• **Problem details**
Copy out each line below that has the word "image" in it.

• **Supplied data**
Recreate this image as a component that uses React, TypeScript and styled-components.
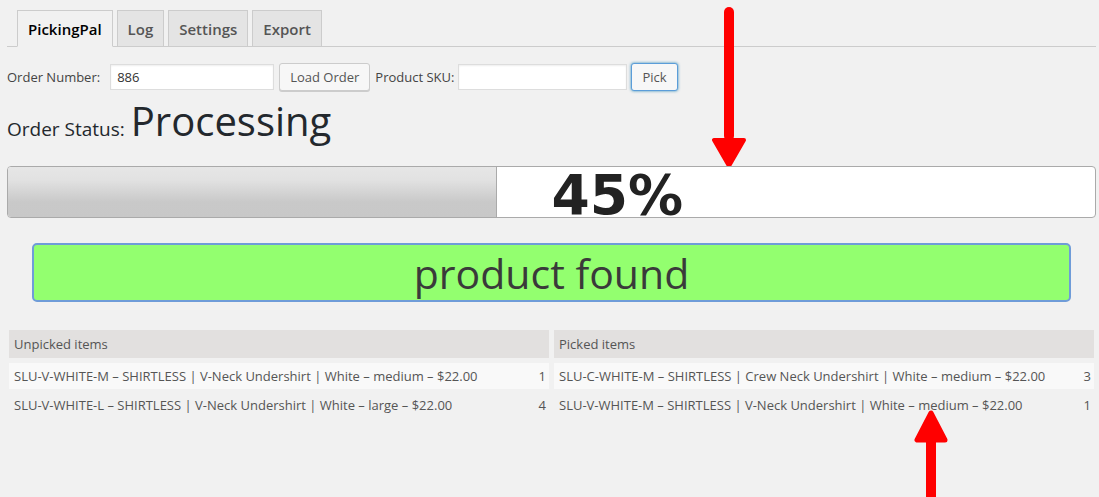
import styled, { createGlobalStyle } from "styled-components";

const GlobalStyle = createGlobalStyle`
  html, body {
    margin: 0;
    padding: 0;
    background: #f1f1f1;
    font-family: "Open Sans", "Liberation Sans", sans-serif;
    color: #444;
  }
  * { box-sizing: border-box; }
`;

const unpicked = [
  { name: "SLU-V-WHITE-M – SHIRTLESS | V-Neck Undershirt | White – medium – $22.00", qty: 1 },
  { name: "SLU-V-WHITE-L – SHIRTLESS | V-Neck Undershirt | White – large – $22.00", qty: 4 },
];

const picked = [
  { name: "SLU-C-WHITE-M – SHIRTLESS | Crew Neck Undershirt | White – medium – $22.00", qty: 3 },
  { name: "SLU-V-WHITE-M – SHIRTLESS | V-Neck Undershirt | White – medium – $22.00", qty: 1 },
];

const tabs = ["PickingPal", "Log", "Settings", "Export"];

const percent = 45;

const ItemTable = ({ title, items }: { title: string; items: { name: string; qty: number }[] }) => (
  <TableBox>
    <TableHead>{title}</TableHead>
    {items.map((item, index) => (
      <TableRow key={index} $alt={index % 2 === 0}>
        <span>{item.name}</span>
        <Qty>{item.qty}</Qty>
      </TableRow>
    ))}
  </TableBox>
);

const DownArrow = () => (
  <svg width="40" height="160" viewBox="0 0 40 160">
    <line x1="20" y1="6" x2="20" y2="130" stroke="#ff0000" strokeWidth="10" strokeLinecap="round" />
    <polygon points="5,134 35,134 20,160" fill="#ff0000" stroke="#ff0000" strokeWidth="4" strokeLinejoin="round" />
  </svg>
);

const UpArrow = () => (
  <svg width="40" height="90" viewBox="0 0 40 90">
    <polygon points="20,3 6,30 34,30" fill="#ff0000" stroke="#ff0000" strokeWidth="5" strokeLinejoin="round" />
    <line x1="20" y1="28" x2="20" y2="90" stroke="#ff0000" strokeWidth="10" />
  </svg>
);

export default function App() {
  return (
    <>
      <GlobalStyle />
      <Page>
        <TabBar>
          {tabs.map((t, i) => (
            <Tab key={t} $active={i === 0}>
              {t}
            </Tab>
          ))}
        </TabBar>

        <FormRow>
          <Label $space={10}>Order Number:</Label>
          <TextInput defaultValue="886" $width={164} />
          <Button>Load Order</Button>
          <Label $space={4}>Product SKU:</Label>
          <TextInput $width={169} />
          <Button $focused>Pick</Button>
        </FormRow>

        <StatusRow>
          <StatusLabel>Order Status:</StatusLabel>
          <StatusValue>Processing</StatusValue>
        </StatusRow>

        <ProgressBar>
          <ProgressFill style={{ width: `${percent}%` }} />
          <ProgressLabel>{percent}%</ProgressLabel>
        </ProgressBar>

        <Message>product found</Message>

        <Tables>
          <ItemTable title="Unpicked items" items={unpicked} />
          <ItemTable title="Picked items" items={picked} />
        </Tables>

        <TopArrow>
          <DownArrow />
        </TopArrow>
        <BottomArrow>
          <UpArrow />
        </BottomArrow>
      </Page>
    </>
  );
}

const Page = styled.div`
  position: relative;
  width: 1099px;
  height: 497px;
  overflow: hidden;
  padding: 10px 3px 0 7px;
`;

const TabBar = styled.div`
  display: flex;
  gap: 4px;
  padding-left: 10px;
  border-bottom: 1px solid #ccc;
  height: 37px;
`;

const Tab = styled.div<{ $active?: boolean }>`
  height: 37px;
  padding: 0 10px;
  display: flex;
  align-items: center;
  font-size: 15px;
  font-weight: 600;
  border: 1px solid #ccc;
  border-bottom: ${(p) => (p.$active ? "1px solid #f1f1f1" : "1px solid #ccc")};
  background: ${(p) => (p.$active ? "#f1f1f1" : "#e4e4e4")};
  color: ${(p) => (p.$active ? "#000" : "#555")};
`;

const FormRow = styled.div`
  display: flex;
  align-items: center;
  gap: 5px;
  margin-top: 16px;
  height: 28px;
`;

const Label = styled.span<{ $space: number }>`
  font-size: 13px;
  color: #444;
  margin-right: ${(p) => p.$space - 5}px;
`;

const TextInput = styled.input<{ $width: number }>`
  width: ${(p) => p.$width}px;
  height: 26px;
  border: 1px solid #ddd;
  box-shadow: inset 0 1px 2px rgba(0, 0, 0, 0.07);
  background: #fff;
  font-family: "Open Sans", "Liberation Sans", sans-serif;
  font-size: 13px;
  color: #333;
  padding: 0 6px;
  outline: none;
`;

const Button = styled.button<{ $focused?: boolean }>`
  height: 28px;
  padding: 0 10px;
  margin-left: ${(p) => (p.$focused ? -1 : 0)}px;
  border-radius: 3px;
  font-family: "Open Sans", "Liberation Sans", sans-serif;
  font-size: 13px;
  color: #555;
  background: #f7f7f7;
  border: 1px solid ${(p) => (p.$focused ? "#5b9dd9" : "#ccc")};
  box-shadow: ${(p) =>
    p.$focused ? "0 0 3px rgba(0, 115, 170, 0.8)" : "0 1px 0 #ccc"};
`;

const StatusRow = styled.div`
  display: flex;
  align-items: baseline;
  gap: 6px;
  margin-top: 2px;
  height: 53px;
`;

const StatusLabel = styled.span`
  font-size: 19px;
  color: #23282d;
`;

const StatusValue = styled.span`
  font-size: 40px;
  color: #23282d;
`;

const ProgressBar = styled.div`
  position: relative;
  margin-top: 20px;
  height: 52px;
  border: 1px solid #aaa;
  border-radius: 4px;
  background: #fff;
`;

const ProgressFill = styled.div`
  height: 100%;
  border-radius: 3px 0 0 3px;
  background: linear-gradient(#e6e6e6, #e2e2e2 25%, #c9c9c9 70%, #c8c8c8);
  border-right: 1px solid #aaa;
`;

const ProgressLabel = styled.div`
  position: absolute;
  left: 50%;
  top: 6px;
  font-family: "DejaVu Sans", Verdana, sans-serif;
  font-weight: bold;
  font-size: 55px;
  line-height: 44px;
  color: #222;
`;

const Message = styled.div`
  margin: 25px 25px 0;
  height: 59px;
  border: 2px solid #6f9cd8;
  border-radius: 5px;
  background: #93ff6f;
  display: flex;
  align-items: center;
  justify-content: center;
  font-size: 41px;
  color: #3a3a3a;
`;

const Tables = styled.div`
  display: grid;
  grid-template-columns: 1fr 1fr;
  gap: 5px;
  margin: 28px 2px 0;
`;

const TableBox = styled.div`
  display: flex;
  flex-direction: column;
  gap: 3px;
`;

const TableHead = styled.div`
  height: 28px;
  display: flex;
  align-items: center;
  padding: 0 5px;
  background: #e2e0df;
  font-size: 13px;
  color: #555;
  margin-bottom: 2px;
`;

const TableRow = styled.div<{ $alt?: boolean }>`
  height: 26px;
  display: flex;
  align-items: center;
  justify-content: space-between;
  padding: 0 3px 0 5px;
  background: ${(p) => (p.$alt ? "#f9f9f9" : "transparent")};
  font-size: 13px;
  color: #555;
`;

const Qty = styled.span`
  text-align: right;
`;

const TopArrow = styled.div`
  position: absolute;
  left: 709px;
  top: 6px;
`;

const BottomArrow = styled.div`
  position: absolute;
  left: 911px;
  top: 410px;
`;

--

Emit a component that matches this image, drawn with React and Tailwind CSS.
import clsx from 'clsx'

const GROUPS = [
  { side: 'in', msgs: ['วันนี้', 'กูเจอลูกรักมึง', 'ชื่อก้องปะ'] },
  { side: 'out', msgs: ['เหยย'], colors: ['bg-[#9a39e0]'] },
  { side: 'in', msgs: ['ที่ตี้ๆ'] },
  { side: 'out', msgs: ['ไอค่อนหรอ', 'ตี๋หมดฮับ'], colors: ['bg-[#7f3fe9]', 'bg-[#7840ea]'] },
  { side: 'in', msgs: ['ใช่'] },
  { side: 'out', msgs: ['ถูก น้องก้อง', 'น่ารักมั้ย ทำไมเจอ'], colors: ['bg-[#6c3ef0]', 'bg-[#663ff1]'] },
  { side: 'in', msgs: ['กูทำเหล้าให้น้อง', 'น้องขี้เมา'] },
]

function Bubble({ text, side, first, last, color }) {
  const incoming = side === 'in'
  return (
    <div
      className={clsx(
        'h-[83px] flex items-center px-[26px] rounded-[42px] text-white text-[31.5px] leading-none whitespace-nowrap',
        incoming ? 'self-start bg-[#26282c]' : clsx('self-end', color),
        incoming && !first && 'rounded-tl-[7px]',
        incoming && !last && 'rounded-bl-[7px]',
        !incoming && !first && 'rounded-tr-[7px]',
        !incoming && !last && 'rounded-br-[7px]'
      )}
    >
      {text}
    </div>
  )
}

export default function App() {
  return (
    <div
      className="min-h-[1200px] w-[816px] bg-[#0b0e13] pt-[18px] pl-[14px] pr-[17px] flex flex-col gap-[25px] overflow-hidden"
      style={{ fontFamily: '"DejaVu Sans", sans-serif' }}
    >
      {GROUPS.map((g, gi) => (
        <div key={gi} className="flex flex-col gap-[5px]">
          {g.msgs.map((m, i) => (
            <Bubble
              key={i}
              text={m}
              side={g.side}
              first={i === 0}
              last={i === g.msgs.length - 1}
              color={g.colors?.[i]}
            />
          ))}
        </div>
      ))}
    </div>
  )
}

• **Full output**
Recreate this image as a component that uses React, TypeScript and styled-components.
Emit a component that matches this image, drawn with React and Tailwind CSS.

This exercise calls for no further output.